My family watched a movie last night together - "Cloudy with a Chance of Meatballs". Here is a scene that, humorously, shows in 1 minute what Dan describes so well below.
*July 31 Father-Son Campout
http://sportsleaderusa.blogspot.com/
By Dan Duddy
I am blessed with a unique and dedicated football staff that joins me in an organized man-to-man mentoring system within my program. Weekly, in just a three minute mentoring encounter between coach and athlete, a resolution to a specific and achievable action is agreed upon with a handshake relating to the team’s “Virtue theme of the week”.
For example one of my mentorees, Colin, confessed during “humility week” that he has yet to tell his younger “pesty” sister that he loves her. He also confessed that as a new young driver he would take her to games to lighten mom’s load, but sit in the car and listen to his music while she played her heart out, unnoticed. At game’s end they would ride home with music blasting, and not a word spoken. Colin vowed to take responsibility as a man of humility and resolve to change this relationship. Closing with our “virtue handshake”, simply a firm, deep, strong, look- you- in-the-eye grip, Colin resolved to transport her, sit in a lawn chair at the field’s edge, take her out for pizza, and then tell her he loves her! He was to report back to me in one week.
He proudly reported his conquest, and said the affects played a tremendous role in changing the atmosphere in his home amongst the others, his example as a courageous young man infiltrated his other siblings and surely made his parents proud.

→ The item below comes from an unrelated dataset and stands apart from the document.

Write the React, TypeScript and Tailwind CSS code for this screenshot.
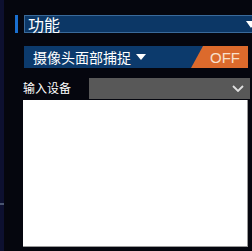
import React from "react";

export default function App() {
  return (
    <div
      className="w-[252px] h-[251px] bg-[#05060e] flex overflow-hidden"
      style={{ fontFamily: '"Noto Sans CJK SC", "Noto Sans", sans-serif' }}
    >
      <div className="w-[4px] h-full bg-[#0d1030] flex flex-col">
        <div className="h-[203px]" />
        <div className="h-[2px] bg-[#4a5570]" />
      </div>
      <div className="flex-1 flex flex-col pl-[11px] pt-[15px]">
        <div className="flex items-stretch h-[18px]">
          <div className="w-[3px] bg-[#1a6fd0]" />
          <div className="ml-[6px] flex-1 border border-[#3a6a9a] bg-[#0c3766] flex items-center pl-[3px] pr-[0px] -mr-[6px] relative">
            <span className="text-white text-[16px] leading-none">功能</span>
            <svg className="absolute right-[1px] top-[5px]" width="10" height="7" viewBox="0 0 10 7">
              <polygon points="0,0 10,0 5,7" fill="#ffffff" />
            </svg>
          </div>
        </div>
        <div className="mt-[13px] ml-[9px] mr-[4px] h-[22px] bg-[#0c3a6c] flex items-center relative overflow-hidden">
          <span className="text-white text-[14px] leading-none pl-[9px]">摄像头面部捕捉</span>
          <svg className="ml-[5px]" width="10" height="6" viewBox="0 0 10 6">
            <polygon points="0,0 10,0 5,6" fill="#ffffff" />
          </svg>
          <div
            className="absolute right-0 top-0 h-full w-[57px] bg-[#dc6a2c] flex items-center justify-end pr-[8px]"
            style={{ clipPath: "polygon(12px 0, 100% 0, 100% 100%, 0 100%)" }}
          >
            <span className="text-[#f8e0cc] text-[15px] leading-none" style={{ fontFamily: '"Liberation Sans", sans-serif' }}>OFF</span>
          </div>
        </div>
        <div className="mt-[9px] ml-[8px] flex items-center h-[22px]">
          <span className="text-white text-[12px] w-[66px] leading-none">输入设备</span>
          <div className="flex-1 h-[21px] bg-[#585858] flex items-center justify-end pr-[6px] mr-[2px]">
            <svg width="12" height="7" viewBox="0 0 12 7">
              <polyline points="1,1 6,6 11,1" fill="none" stroke="#e0e0e0" strokeWidth="1.8" />
            </svg>
          </div>
        </div>
        <div className="mt-[1px] ml-[8px] mr-[4px] h-[147px] bg-white border-r border-b border-[#9a9a9a]" />
      </div>
    </div>
  );
}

These mentoring sessions take place after every practice. I simply yell “Grab a Kid!” and the miracles begin. Each of our 10 coaches has a group of six athletes that they are responsible for. Every single young man in our program steps out of his comfort zone weekly and executes “Resolve”, the greatest deficiency in our youth today. On Thursday evenings, the day before our game, we then break out our sports bibles and present a bible verse or two that sheds a spiritual light on the theme with an energetic discussion that provokes dialogue amongst the players and coaches. A pertinent and inspirational film clip from a popular movie is shown; we hit our knees with our traditional team prayer, then we wrap it up with a team meal.
Blessed with the gift of Fire and Brimstone, I then light a flame to our weekly theme and present a pre-game speech that sends frenzied young men onto the game field with each and every player on our sidelines having already accomplished a relative and significant action in their lives. It is nothing short of the greatest integration of masculine spirituality and mentoring for a resolve to action that I have ever witnessed in athletics.

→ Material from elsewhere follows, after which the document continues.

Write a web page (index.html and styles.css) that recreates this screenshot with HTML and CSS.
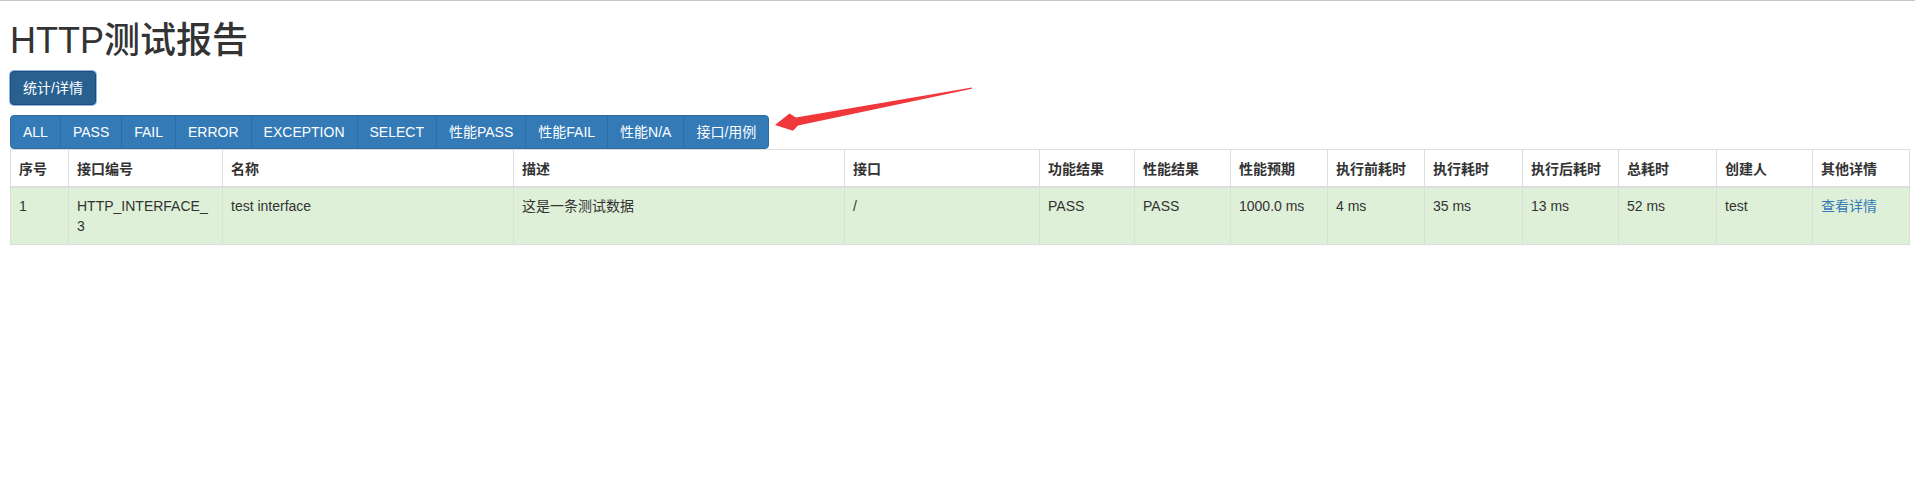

Our young men are in a war that they don’t even see and therefore they are losing abysmally. It is difficult to enlist a manly warrior and bring him to a battle that he doesn’t even know exists, unless of course a mentor takes the responsibility of spelling all that out for him, and that youngster is transformed into a battle – ready “Son of Thunder”.

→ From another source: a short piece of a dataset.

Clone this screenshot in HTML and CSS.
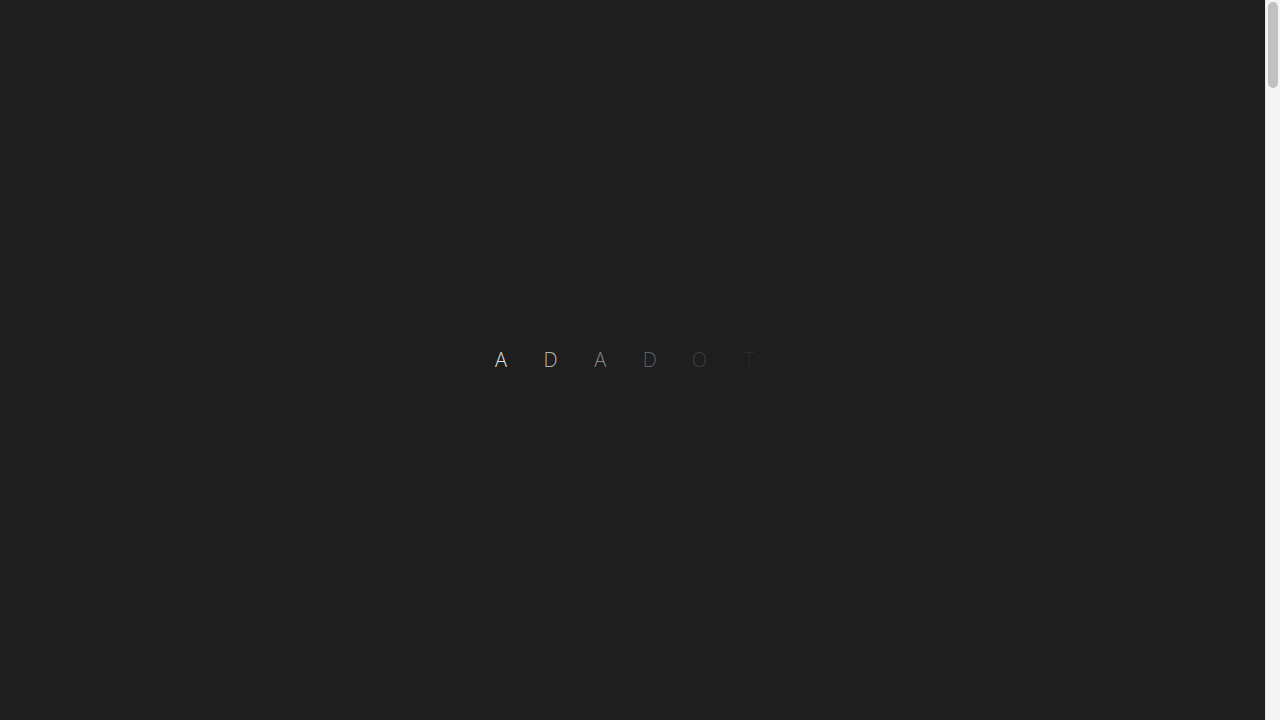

I took this name, “The Sons of Thunder” and gave it to our brotherhood in a ceremony of flickering lights and shadows by the campfire of Virtue Camp last August. Young men will eventually become what you say they are and I wanted them to become Sons of Thunder.
It is so important that if we want our young men to really follow Christ by the example of those great men that did so in his actual presence, eventually giving their lives in martyrdom, then they need to really get a good whiff of the manhood that was truly required. For example, we can’t ask young tough men of 2010 to become inspired by the softly bearded depiction of the robed men in DaVinci’s “Last Supper”.
As their inspirational leaders we need to make those 12 men come alive. We need to meditate historically on what the Disciples saw daily, study their travels, how difficult those travels were and the perils they faced. There was no GPS, no text messaging stuff like “Hey John, I’m really get my chops busted over here, send help”. There was no business rental car, just sandals.